Fête de l’Huma

Le camarade Puduk va gentiment prendre son train de banlieue pour rentrer chez maman, 94 balais, qui épluche des topinambours dans les feuilles de l’Huma pour faire un gratin.

Vers 21h 30, il ira siroter un petit calva chez Wali, le bistro kabyle où il fume son RSA en compagnie de Mamadou, un pote malien qui entrave que dalle depuis trente ans qu’il est là, et ne sait toujours pas où il est ni pourquoi . Puduk jouera le rôle du blanc qui sait tout, de toutes façons personne n ‘écoute, on dira du mal des Ricains et du colonialisme, Mamadou crachera par terre à chaque fois que Puduk dira « Israélien », on gerbera sur l’Occident criminel, les deux Tunars et le Turc assis approuverons, malgré la cicatrice du vaccin qu’ils ont en haut de l’épaule droite . Il régnera cette très légère odeur de merde que le pastaga renversé au sol prend quand son fumet croise l’air pisseux des chiottards .

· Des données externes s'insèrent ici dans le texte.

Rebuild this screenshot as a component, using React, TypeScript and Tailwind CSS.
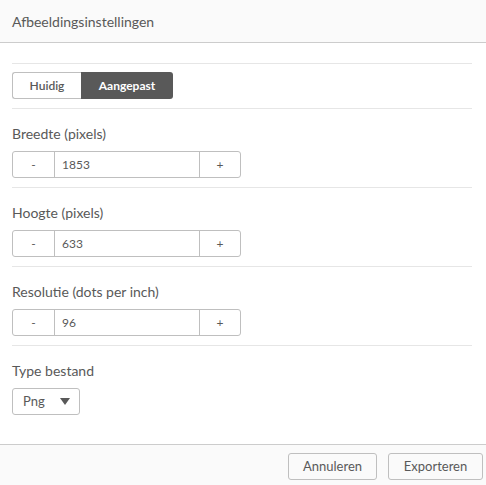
import { useState } from 'react';

const font = { fontFamily: 'Lato, "Open Sans", sans-serif' };

function Stepper({ label, value }: { label: string; value: string }) {
  return (
    <section className="border-t border-[#e6e6e6] pt-[15px] pb-[9px]">
      <div className="h-[20px] leading-[20px] text-[14px] text-[#595959] mb-[7px]">{label}</div>
      <div className="flex h-[27px] w-[229px] rounded-[3px] border border-[#bfbfbf] text-[#595959]">
        <button className="w-[42px] text-[12px] border-r border-[#bfbfbf]">-</button>
        <div className="w-[144px] flex items-center pl-[7px] text-[12px]">{value}</div>
        <button className="flex-1 text-[12px] border-l border-[#bfbfbf]">+</button>
      </div>
    </section>
  );
}

export default function App() {
  const [mode, setMode] = useState('custom');

  return (
    <div className="w-[486px] h-[485px] flex flex-col bg-white text-[#595959]" style={font}>
      <header className="h-[43px] shrink-0 bg-[#fafafa] border-b border-[#cccccc] flex items-center px-3 text-[14px]">
        Afbeeldingsinstellingen
      </header>

      <main className="flex-1 pt-[20px] pl-3 pr-[14px]">
        <section className="border-t border-[#e6e6e6] pt-[8px] pb-[9px]">
          <div className="flex h-[27px] w-[161px] text-[12px]">
            <button
              onClick={() => setMode('current')}
              className={
                mode === 'current'
                  ? 'w-[69px] rounded-l-[3px] bg-[#595959] text-white font-bold'
                  : 'w-[69px] rounded-l-[3px] border border-r-0 border-[#bfbfbf] text-[#595959] font-semibold'
              }
            >
              Huidig
            </button>
            <button
              onClick={() => setMode('custom')}
              className={
                mode === 'custom'
                  ? 'flex-1 rounded-r-[3px] bg-[#595959] text-white font-bold'
                  : 'flex-1 rounded-r-[3px] border border-l-0 border-[#bfbfbf] text-[#595959] font-semibold'
              }
            >
              Aangepast
            </button>
          </div>
        </section>

        <Stepper label="Breedte (pixels)" value="1853" />
        <Stepper label="Hoogte (pixels)" value="633" />
        <Stepper label="Resolutie (dots per inch)" value="96" />

        <section className="border-t border-[#e6e6e6] pt-[15px]">
          <div className="h-[20px] leading-[20px] text-[14px] mb-[7px]">Type bestand</div>
          <div className="flex items-center justify-between h-[27px] w-[68px] rounded-[3px] border border-[#bfbfbf] pl-[10px] pr-[9px] text-[13px]">
            <span>Png</span>
            <svg width="10" height="7" viewBox="0 0 10 7">
              <path d="M0 0h10L5 7z" fill="#595959" />
            </svg>
          </div>
        </section>
      </main>

      <footer className="h-[41px] shrink-0 bg-[#fafafa] border-t border-[#cccccc] flex justify-end gap-[11px] pt-[8px] pr-[3px]">
        <button className="w-[89px] h-[27px] rounded-[3px] border border-[#bfbfbf] bg-[#fafafa] text-[13px] text-[#595959]">
          Annuleren
        </button>
        <button className="w-[95px] h-[27px] rounded-[3px] border border-[#bfbfbf] bg-[#fafafa] text-[13px] text-[#595959]">
          Exporteren
        </button>
      </footer>
    </div>
  );
}
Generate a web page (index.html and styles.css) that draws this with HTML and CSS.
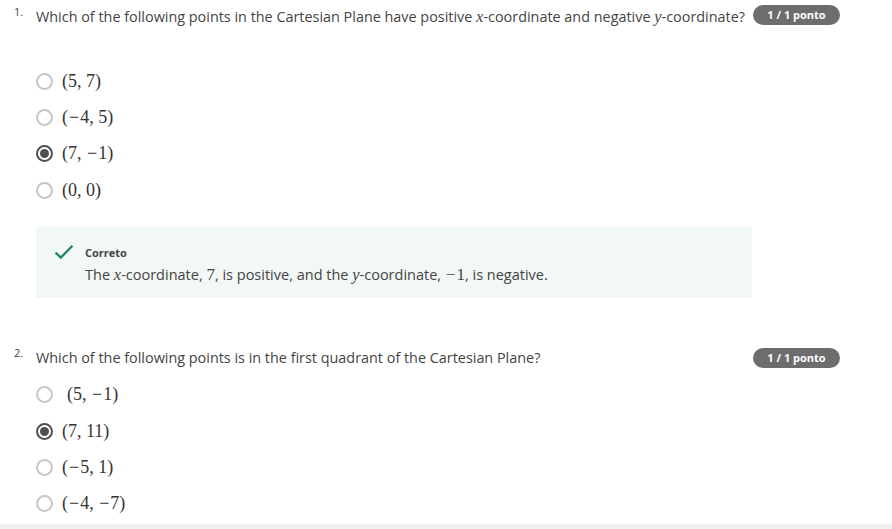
FILE: index.html
```html
<!DOCTYPE html>
<html>
<head>
<meta charset="utf-8">
<link rel="stylesheet" href="styles.css">
</head>
<body>
<div class="page">
  <section class="question q1">
    <div class="qhead">
      <span class="qnum">1.</span>
      <span class="qtext">Which of the following points in the Cartesian Plane have positive <i class="mi">x</i>-coordinate and negative <i class="mi">y</i>-coordinate?</span>
      <span class="badge">1 / 1 ponto</span>
    </div>
    <ul class="options">
      <li class="opt"><span class="radio"></span><span class="math">(5, 7)</span></li>
      <li class="opt"><span class="radio"></span><span class="math">(<span class="neg">−</span>4, 5)</span></li>
      <li class="opt"><span class="radio on"></span><span class="math">(7, <span class="neg">−</span>1)</span></li>
      <li class="opt"><span class="radio"></span><span class="math">(0, 0)</span></li>
    </ul>
    <div class="feedback">
      <svg class="check" width="20" height="16" viewBox="0 0 20 16"><path d="M1.5 8.5 L6.8 13.6 L18.5 1.8" fill="none" stroke="#1f8354" stroke-width="2.2"/></svg>
      <div class="fbody">
        <div class="fbtitle">Correto</div>
        <div class="fbtext">The <i class="mi">x</i>-coordinate, <span class="mn">7</span>, is positive, and the <i class="mi">y</i>-coordinate, <span class="mn"><span class="neg">−</span>1</span>, is negative.</div>
      </div>
    </div>
  </section>
  <section class="question q2">
    <div class="qhead">
      <span class="qnum">2.</span>
      <span class="qtext">Which of the following points is in the first quadrant of the Cartesian Plane?</span>
      <span class="badge">1 / 1 ponto</span>
    </div>
    <ul class="options">
      <li class="opt"><span class="radio"></span><span class="math pad">(5, <span class="neg">−</span>1)</span></li>
      <li class="opt"><span class="radio on"></span><span class="math">(7, 11)</span></li>
      <li class="opt"><span class="radio"></span><span class="math">(<span class="neg">−</span>5, 1)</span></li>
      <li class="opt"><span class="radio"></span><span class="math">(<span class="neg">−</span>4, <span class="neg">−</span>7)</span></li>
    </ul>
  </section>
  <div class="footer"></div>
</div>
</body>
</html>
```
FILE: styles.css
```css
html, body {
  margin: 0;
  padding: 0;
  background: #fff;
}
body {
  font-family: "Open Sans", "Liberation Sans", sans-serif;
  color: #444;
  width: 892px;
  height: 529px;
  overflow: hidden;
}
.page {
  display: flex;
  flex-direction: column;
  height: 529px;
}
.question {
  padding-left: 14px;
  padding-right: 52px;
}
.q1 { padding-top: 5px; }
.q2 { padding-top: 48px; }
.qhead {
  display: flex;
  align-items: flex-start;
  height: 20px;
}
.qnum {
  width: 22px;
  font-size: 11px;
  line-height: 16px;
  margin-top: -1px;
}
.qtext {
  flex: 1;
  font-size: 14.4px;
  line-height: 20px;
  margin-top: 2px;
  white-space: nowrap;
}
.mi {
  font-family: "Liberation Serif", "DejaVu Serif", serif;
  font-style: italic;
  font-size: 16.5px;
}
.mn {
  font-family: "Liberation Serif", "DejaVu Serif", serif;
  font-size: 17px;
}
.neg {
  padding: 0 1px;
}
.badge {
  flex-shrink: 0;
  width: 87px;
  height: 20px;
  border-radius: 10px;
  background: #6d6d6d;
  color: #fff;
  font-size: 11px;
  font-weight: 700;
  line-height: 20px;
  text-align: center;
}
.q2 .badge { margin-top: 2px; }
.options {
  list-style: none;
  margin: 0;
  padding: 0 0 0 22px;
}
.q1 .options { margin-top: 38px; }
.q2 .options { margin-top: 11px; }
.opt {
  display: flex;
  align-items: center;
  height: 36.4px;
}
.radio {
  box-sizing: border-box;
  width: 17px;
  height: 17px;
  border: 2px solid #c6c6c6;
  border-radius: 50%;
  margin-right: 9px;
  display: flex;
  align-items: center;
  justify-content: center;
  flex-shrink: 0;
}
.radio.on {
  border-color: #4f4f4f;
}
.radio.on::after {
  content: "";
  width: 9px;
  height: 9px;
  border-radius: 50%;
  background: #4f4f4f;
}
.math {
  font-family: "Liberation Serif", "DejaVu Serif", serif;
  font-size: 18px;
  color: #333;
}
.math.pad { padding-left: 5px; }
.feedback {
  margin: 18px 0 0 22px;
  width: 716px;
  height: 71px;
  box-sizing: border-box;
  background: #f2f8f6;
  display: flex;
  align-items: flex-start;
  padding: 17px 0 0 18px;
}
.check {
  margin-right: 11px;
  flex-shrink: 0;
}
.fbtitle {
  font-size: 11px;
  font-weight: 700;
  line-height: 16px;
  margin-top: 1px;
}
.fbtext {
  font-size: 14.5px;
  line-height: 20px;
  margin-top: 4px;
}
.footer {
  margin-top: auto;
  height: 5px;
  background: #f0f0f0;
}
```
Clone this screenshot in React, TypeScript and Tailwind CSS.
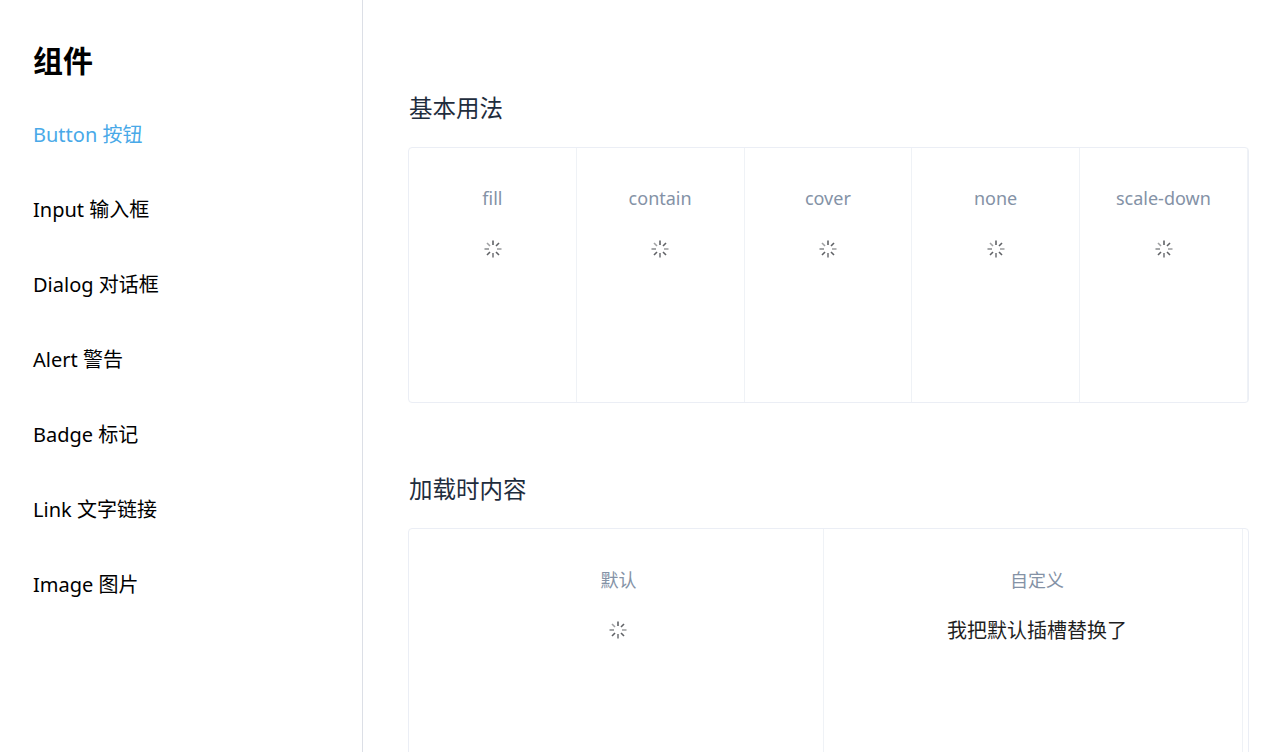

Pas mal bourré, il prendra vers minuit à pied le chemin du pavillon maternel en zigzaguant entre les lampadaires jaunes, il pensera au passé lointain, le moment où il n’est jamais parti, puisque c’est de là que tout est parti, quand son père est mort écrasé par un container de harengs détaché de la grue, en bas, aux péniches, sur le canal. C’est pour ça qu’il n’a jamais quitté Madeleine, sa maman. Non, il n’est pas pédé, avant il y a cinq ans, il a même eu une vraie liaison, avec une veuve un peu plus âgée que lui mais la jalousie de maman a tout empêché . Bientôt il sera libéré, mais que faire comme disait Lénine ?

Une vie, comme des millions de vies, une vie comme une veste vide, veste d’ouvrier comme de notaire, alors on se raccroche au porte-manteau, lui ça a été le communisme, à cause des copains, du quartier, ailleurs c’eût peut-être été l’Eglise ou Jésus, va t’en savoir. De toute façon on s’en fout, des mots, on ne sait pas trop ce que ça veut dire, anarcho, communiste, stalinien, bof , parfois dans un éclair de lucidité il se dit qu’il serait parti au goulag dans les premiers « à cause qu’il est trop con pour fermer sa gueule » surtout quand il est bourré, c’est-à-dire souvent .

Des vies comme les merdes des chiens de la casse sur des trottoirs, celles des Puduk qui sèchent précisément là où elles sont tombées du cul des prols et d’autres venues de loin en flottant sur les ruisseaux d’une pluie d’hiver.